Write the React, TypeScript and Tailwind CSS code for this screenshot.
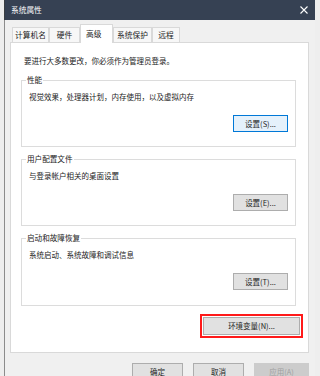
import React from "react";

function Btn({ label, w, focused }: { label: string; w: string; focused?: boolean }) {
  return (
    <div
      className={`${w} h-[17px] flex items-center justify-center text-[7.5px] leading-none text-[#1e1e1e] border ${
        focused ? "border-[#0078d7] bg-[#e5f1fb]" : "border-[#adadad] bg-[#e1e1e1]"
      }`}
    >
      {label}
    </div>
  );
}

function Group({ title, desc, btn, focused, h }: { title: string; desc: string; btn: string; focused?: boolean; h: string }) {
  return (
    <div className={`relative ${h} border border-[#dcdcdc] flex flex-col pt-[10px] px-[7px]`}>
      <span className="absolute top-[-6px] left-[4px] bg-white px-[1px] text-[7.6px] leading-[10px] text-[#222222]">{title}</span>
      <div className="h-[12px] flex items-center text-[7.5px] leading-none text-[#222222]">{desc}</div>
      <div className="flex justify-end pt-[12px]">
        <Btn label={btn} w="w-[55px]" focused={focused} />
      </div>
    </div>
  );
}

export default function App() {
  const tabs = [
    { t: "计算机名", w: "w-[37px]" },
    { t: "硬件", w: "w-[31px]" },
    { t: "高级", w: "w-[33px]", sel: true },
    { t: "系统保护", w: "w-[39px]" },
    { t: "远程", w: "w-[28px]" },
  ];
  return (
    <div className="w-[320px] h-[376px] overflow-hidden bg-[#eeeeee] flex flex-col font-['Noto_Sans_CJK_SC',sans-serif]">
      <div className="flex shrink-0 pl-[4px] pr-[5px]">
        <div className="flex-1 h-[20px] bg-gray-700 border-l border-[#3a3f43] flex items-center justify-between pl-[6px] pr-[7px]">
          <span className="text-[7.7px] leading-none text-white">系统属性</span>
          <svg width="8" height="8" viewBox="0 0 8 8">
            <path d="M0.5 0.5 L7.5 7.5 M7.5 0.5 L0.5 7.5" stroke="white" strokeWidth="1.1" />
          </svg>
        </div>
      </div>
      <div className="flex-1 flex pl-[4px] pr-[5px]">
        <div className="flex-1 flex flex-col border-l border-[#8c8c8c] bg-[#f0f0f0] pl-[5px] pr-[6px] pt-[4px]">
          <div className="flex items-end h-[18px] pl-[2px] relative z-10">
            {tabs.map((tb) =>
              tb.sel ? (
                <div
                  key={tb.t}
                  className={`${tb.w} h-[19px] mb-[-1px] bg-white border border-b-0 border-[#d9d9d9] flex items-center pl-[5px] text-[7.7px] leading-none text-[#222222]`}
                >
                  {tb.t}
                </div>
              ) : (
                <div
                  key={tb.t}
                  className={`${tb.w} h-[15px] bg-[#f7f7f7] border border-b-0 border-[#d9d9d9] flex items-center justify-center text-[7.7px] leading-none text-[#222222]`}
                >
                  {tb.t}
                </div>
              )
            )}
          </div>
          <div className="h-[311px] shrink-0 bg-white border border-[#d9d9d9] flex flex-col pt-[12px] pl-[10px] pr-[12px]">
            <div className="h-[12px] flex items-center pl-[3px] text-[7.5px] leading-none text-[#222222]">要进行大多数更改，你必须作为管理员登录。</div>
            <div className="pt-[13px] flex flex-col gap-[12px]">
              <Group title="性能" desc="视觉效果，处理器计划，内存使用，以及虚拟内存" btn="设置(S)..." focused h="h-[67px]" />
              <Group title="用户配置文件" desc="与登录帐户相关的桌面设置" btn="设置(E)..." h="h-[67px]" />
              <Group title="启动和故障恢复" desc="系统启动、系统故障和调试信息" btn="设置(T)..." h="h-[68px]" />
            </div>
            <div className="flex justify-end pt-[8px] mr-[-7px]">
              <div className="border-2 border-[#ff1a1a] p-[1px]">
                <div className="w-[97px] h-[18px] flex items-center justify-center text-[7.5px] leading-none text-[#1e1e1e] border border-[#adadad] bg-[#e1e1e1]">
                  环境变量(N)...
                </div>
              </div>
            </div>
          </div>
          <div className="flex justify-end gap-[10px] pt-[10px]">
            <div className="w-[51px] h-[18px] flex items-center justify-center text-[7.5px] leading-none text-[#1e1e1e] border border-[#adadad] bg-[#e1e1e1]">确定</div>
            <div className="w-[51px] h-[18px] flex items-center justify-center text-[7.5px] leading-none text-[#1e1e1e] border border-[#adadad] bg-[#e1e1e1]">取消</div>
            <div className="w-[55px] h-[18px] flex items-center justify-center text-[7.5px] leading-none text-[#a0a0a0] border border-[#cccccc] bg-[#cccccc]">应用(A)</div>
          </div>
        </div>
      </div>
    </div>
  );
}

Aim —
Return the material line for line, from its beginning to the line that contains "import React from", with the pictures left out.

Full answer —
Write the React, TypeScript and Tailwind CSS code for this screenshot.
import React from "react";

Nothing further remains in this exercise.